In april 1982 kondigde partijleider Wiegel zijn vertrek aan. De VVD stond er goed voor: bij de Provinciale Statenverkiezingen werd de partij de tweede van het land, het tweede kabinet-Van Agt van CDA, PvdA en D66 – zo’n half jaar oud – kraakte in zijn voegen, en het ledental zat behoorlijk in de lift. De jeugdige maar onervaren Ed Nijpels werd Wiegels opvolger. De partijtop verwachtte dat de nieuwe fractievoorzitter zich in de oppositie rustig zou kunnen ontwikkelen tot partijleider. Daarvan kwam niets terecht, omdat het kabinet een maand later viel. Met de debuterende lijsttrekker behaalde de VVD bij de Tweede Kamerverkiezingen op 8 september 1982 36 zetels, een record. De liberalen vormden een regeringscoalitie met het CDA, onder leiding van premier Ruud Lubbers. Nijpels bleef in de Tweede Kamer, net als eerder Pieter Oud. In de daaropvolgende jaren raakte zijn leiderschap omstreden: enerzijds leek Nijpels graag de teugels in handen te houden, anderzijds ontglipte hem de regie nogal eens. Ook de vele affaires die de VVD teisterden en de bemoeienis van Wiegel vanuit Leeuwarden deden afbreuk aan zijn leiderschap. Geleidelijk aan ontstond het beeld van een partijleider die zijn partij niet in de hand had.
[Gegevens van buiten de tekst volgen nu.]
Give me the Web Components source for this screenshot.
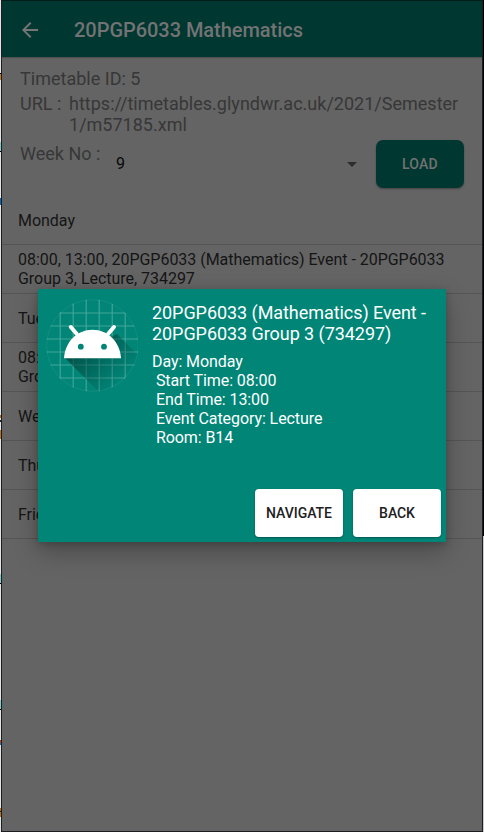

Bij de Tweede Kamerverkiezingen van 21 mei 1986 verloor de VVD negen zetels, waarna de interne spanningen zich ontlaadden. Op initiatief van Frits Bolkestein kwam er een einde aan het partijleiderschap van de afgebladderde Nijpels. Wel werd hij minister in het tweede kabinet-Lubbers van CDA en VVD. Het tamelijk onbekende en onomstreden Kamerlid Joris Voorhoeve volgde Nijpels verrassend op als fractievoorzitter, Rudolf de Korte werd vice-premier. Binnen dit tweehoofdig partijleiderschap van de partij – ‘duolisme’ geheten – was De Korte als ‘teamleider’ aangewezen, maar zijn positie raakte al snel ernstig verzwakt toen premier Lubbers hem publiekelijk terecht wees. Voorhoeve kwam meer en meer als partijleider naar voren.
Binnen de VVD nam de weerstand tegen de regeringssamenwerking met het CDA toe; de liberalen meenden dat zij vaak moesten buigen voor hun machtige regeringspartner. De coalitie viel langzaam uiteen en Voorhoeve kwam ettelijke malen in botsing met premier Lubbers. In mei 1989 was de maat vol en liet de Tweede Kamerfractie het kabinet – en dus ook de eigen ministers – vallen over de voorgenomen afschaffing van het reiskostenforfait. Bij de vervroegde Tweede Kamerverkiezingen op 6 september verloor de VVD vijf zetels.
Na de Kamerverkiezingen belandde de VVD in de oppositie; Voorhoeve werd weer fractievoorzitter. Omdat de opiniepeilingen slecht bleven en er veel werd gemord over zijn leiderschap, schoof het hoofdbestuur onder leiding van partijvoorzitter Leendert Ginjaar hem in april 1990 aan de kant. Het gevolg was een conflict met de Kamerfractie, die zich buitenspel gezet voelde. Voorhoeve maakte als fractievoorzitter plaats voor Frits Bolkestein. Voor de VVD brak een periode van rust en electoraal herstel aan, en regeringssamenwerking met haar oude aartsvijand, de PvdA.